Jude drops to his knees to make sure Lucky is still breathing.

“It’s the blood loss and shock kicking in. His pulse is steady,” he reassures, then the blessed sound of sirens blast from outside.

 

Paramedics appear exactly ten seconds later and two run into the room, one moving straight toward Six while the other diverts to Lucky.

The humming of conversation between Parker and the girl trying to help Lucky penetrates, but not the words.

All my attention is on watching the man trying to find Six’s pulse.

“Keep pressure on that wound,” he orders in a gentle tone, and it’s comforting in such an unstable time.

“I have a weak pulse. Giving oxygen and checking for an exit wound,” he barks out, coming to kneel by me and lifting the shoulder I’m trying to hold down.

“No exit wound,” he announces.

I don’t know if that’s a bad thing, but based on my measly knowledge provided by the show ER, I would have to say it is.

The bullet could have moved or be lodged somewhere more dangerous.

Please don’t die. Please don’t die.

He pulls a rubber tube looking object from the bag he brought in with him and feels down Six’s arm with the tips of two fingers until he finds what he’s looking for. Tying the tube around that area, he tightens it and the rush of blood pumping from the hole beneath my palm eases.

“Does he have any more wounds you know of?” the man asks me, and I shake my head while looking over to Jude.

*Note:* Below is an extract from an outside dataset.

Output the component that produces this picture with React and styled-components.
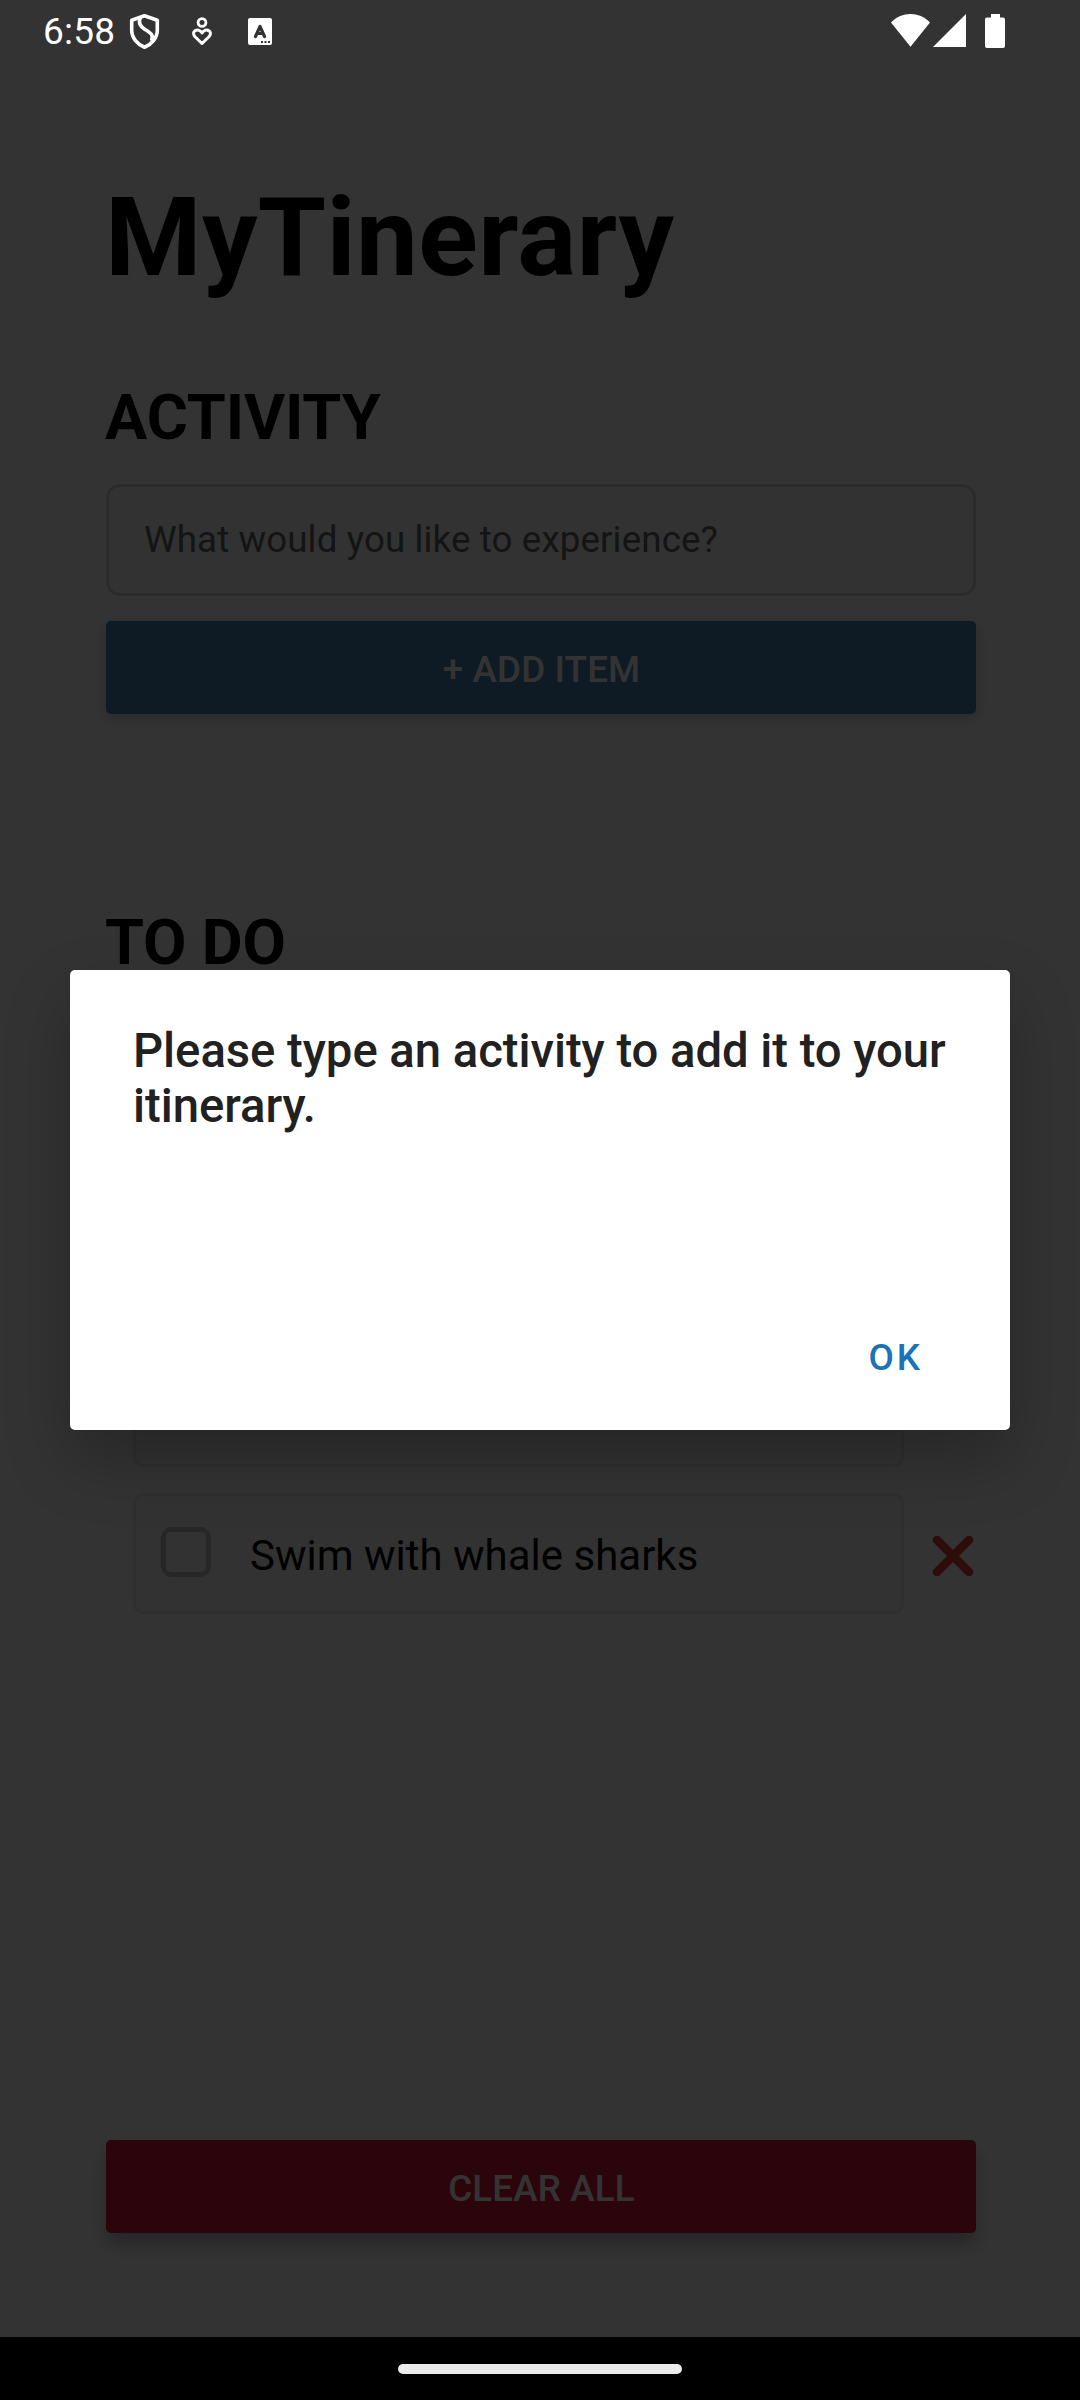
import React from "react";
import styled, { createGlobalStyle } from "styled-components";

const GlobalStyle = createGlobalStyle`
  * { box-sizing: border-box; }
  body { margin: 0; background: #fff; }
`;

const Screen = styled.div`
  position: relative;
  width: 1080px;
  height: 2400px;
  overflow: hidden;
  display: flex;
  flex-direction: column;
  font-family: Roboto, "Liberation Sans", sans-serif;
  color: #000;
  background: #fff;
`;

const Content = styled.main`
  flex: 1;
  display: flex;
  flex-direction: column;
  padding: 173px 104px 167px 106px;
`;

const Title = styled.h1`
  margin: 0 0 78px -1px;
  font-size: 110.25px;
  font-weight: 700;
  line-height: 130px;
  letter-spacing: 0.4px;
`;

const SectionTitle = styled.h2`
  margin: 0 0 0 -1px;
  font-size: 63px;
  font-weight: 700;
  line-height: 74px;
  letter-spacing: -0.15px;
`;

const ActivityInput = styled.input`
  width: 100%;
  height: 112px;
  margin: 29px 0 25px;
  padding: 0 35px 2px;
  border: 3px solid #d8d8d8;
  border-radius: 14px;
  background: #fafafa;
  font-family: inherit;
  font-size: 36.75px;
  letter-spacing: 0.1px;
  outline: none;
  &::placeholder { color: #666; opacity: 1; }
`;

const Button = styled.button`
  flex: none;
  width: 100%;
  height: 93px;
  padding: 3px 0 0 1px;
  border: 0;
  border-radius: 5px;
  background: ${(p) => p.$color};
  box-shadow: ${(p) => p.$shadow};
  color: #fff;
  font-family: inherit;
  font-size: 36.75px;
  font-weight: 500;
  letter-spacing: 0.15px;
`;

const TodoSection = styled.section`
  flex: 1;
  display: flex;
  flex-direction: column;
  padding-top: 192px;
`;

const TodoList = styled.ul`
  list-style: none;
  margin: 0;
  padding: 366px 0 0 27px;
  display: flex;
  flex-direction: column;
  gap: 26px;
`;

const TodoRow = styled.li`
  display: flex;
  align-items: center;
  gap: 28px;
`;

const TodoCard = styled.div`
  width: 771px;
  height: 121px;
  padding-left: 25px;
  display: flex;
  align-items: center;
  gap: 39px;
  border: 3px solid #e8e8e8;
  border-radius: 10px;
  background: #fafafa;
  font-size: 42px;
`;

const TodoName = styled.span`
  padding-top: 4px;
`;

const Checkbox = styled.span`
  width: 50px;
  height: 50px;
  margin-bottom: 4px;
  border: 5px solid #c3c3c3;
  border-radius: 10px;
`;

const Scrim = styled.div`
  position: absolute;
  inset: 0;
  background: rgba(0, 0, 0, 0.8);
  display: flex;
  align-items: center;
  justify-content: center;
`;

const Dialog = styled.div`
  width: 940px;
  height: 460px;
  padding: 54px 50px 0 63px;
  display: flex;
  flex-direction: column;
  justify-content: space-between;
  border-radius: 5px;
  background: #fff;
  box-shadow: 0 30px 66px rgba(0, 0, 0, 0.24);
`;

const Message = styled.p`
  margin: 0;
  color: #212121;
  font-size: 47.25px;
  font-weight: 500;
  line-height: 55px;
  letter-spacing: -0.04px;
`;

const ConfirmButton = styled.button`
  align-self: flex-end;
  height: 126px;
  margin: 0 37px 10px 0;
  padding: 0;
  border: 0;
  background: none;
  color: #1a73b8;
  font-family: inherit;
  font-size: 36.75px;
  font-weight: 500;
  letter-spacing: 3px;
`;

const StatusBar = styled.header`
  position: absolute;
  top: 0;
  left: 0;
  width: 100%;
  height: 62px;
  padding: 0 75px 0 43px;
  display: flex;
  justify-content: space-between;
  align-items: center;
  color: #fff;
  font-size: 37px;
`;

const StatusGroup = styled.div`
  display: flex;
  align-items: center;
`;

const Time = styled.span`
  width: 86px;
  letter-spacing: 0.2px;
`;

const NavBar = styled.nav`
  position: absolute;
  bottom: 0;
  width: 100%;
  height: 63px;
  padding-top: 27px;
  display: flex;
  justify-content: center;
  background: #000;
`;

const Handle = styled.span`
  width: 284px;
  height: 10px;
  border-radius: 5px;
  background: #ebebeb;
`;

const DeleteSvg = styled.svg`
  margin-top: 4px;
`;

const DeleteIcon = () => (
  <DeleteSvg width="42" height="42" viewBox="0 0 42 42" fill="none" strokeLinecap="round">
    <path d="M5 5L37 37M37 5L5 37" stroke="#e03c30" strokeWidth="8.600" />
    <path d="M5.500 5.500L36.500 36.500" stroke="#f05545" strokeWidth="1" />
  </DeleteSvg>
);

const StatusIcons = () => (
  <svg width="160" height="62" viewBox="129 0 160 62" fill="none" stroke="#fff">
    <path d="M144.500 15.700L157.300 20.200V30C157.300 38 151.500 44.500 144.500 47.200C137.500 44.500 131.700 38 131.700 30V20.200Z" strokeWidth="3.600" strokeLinejoin="round" />
    <path d="M140.500 17C138 23 140 26 145 29.500C151 33 154 35 151.500 41" strokeWidth="3.600" />
    <circle cx="202" cy="22.500" r="3.900" strokeWidth="2.800" />
    <path d="M202 43.500L194.800 36.500C190.500 31.500 198 27 202 33C206 27 213.500 31.500 209.200 36.500Z" strokeWidth="3" strokeLinejoin="round" />
    <rect x="248" y="18" width="24" height="27" rx="2" fill="#fff" stroke="none" />
    <path d="M255.500 36.500L260 26.500L264.500 36.500M257.500 33.500H262.500" stroke="#333" strokeWidth="3.200" strokeLinejoin="round" strokeLinecap="round" />
    <path d="M261 42H263M264.500 42H266.500M268 42H270" stroke="#333" strokeWidth="2" />
  </svg>
);

const SystemIcons = () => (
  <svg width="114" height="62" viewBox="891 0 114 62" fill="#fff">
    <path d="M891 22.500C902 11.200 919 11.200 930 22.500L910.500 46.800Z" />
    <path d="M933 47L966 14V47Z" />
    <path d="M991 14H1000V17.500H1003Q1005 17.500 1005 19.500V46Q1005 48 1003 48H987Q985 48 985 46V19.500Q985 17.500 987 17.500H991Z" />
  </svg>
);

const todos = [{ id: 1 }, { id: 2, name: "Swim with whale sharks" }];

export default function App() {
  return (
    <Screen>
      <GlobalStyle />
      <Content>
        <Title>MyTinerary</Title>
        <SectionTitle>ACTIVITY</SectionTitle>
        <ActivityInput placeholder="What would you like to experience?" />
        <Button $color="#4682b4" $shadow="0 4px 14px rgba(0,0,0,0.22)">+ ADD ITEM</Button>
        <TodoSection>
          <SectionTitle>TO DO</SectionTitle>
          <TodoList>
            {todos.map(({ id, name }) => (
              <TodoRow key={id}>
                <TodoCard>
                  <Checkbox />
                  <TodoName>{name}</TodoName>
                </TodoCard>
                <DeleteIcon />
              </TodoRow>
            ))}
          </TodoList>
        </TodoSection>
        <Button $color="#dc143c" $shadow="0 12px 18px rgba(0,0,0,0.26)">CLEAR ALL</Button>
      </Content>
      <Scrim>
        <Dialog role="dialog">
          <Message>Please type an activity to add it to your itinerary.</Message>
          <ConfirmButton>OK</ConfirmButton>
        </Dialog>
      </Scrim>
      <StatusBar>
        <StatusGroup>
          <Time>6:58</Time>
          <StatusIcons />
        </StatusGroup>
        <SystemIcons />
      </StatusBar>
      <NavBar>
        <Handle />
      </NavBar>
    </Screen>
  );
}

“No, just the shot to the shoulder.”

Tilting Six’s head back and checking his airway again, he calls over to the woman, “We need to move now. What’s the ETA on—”

Before he can finish his sentence, another two paramedics arrive and he begins telling them medical jargon I don’t understand and can’t focus my mind on.

These two new paramedics take over Six’s care while the guy goes over to assist the woman helping Lucky.

 

“He sure is lucky,” the woman tells Parker after asking her for his name, and that gives me a small slice of comfort.

Maybe he’s going to be okay after all.

A gurney is bought over and a backboard is laid next to Six’s still form.

“Can you keep pressure while we move him?” they ask me and I nod.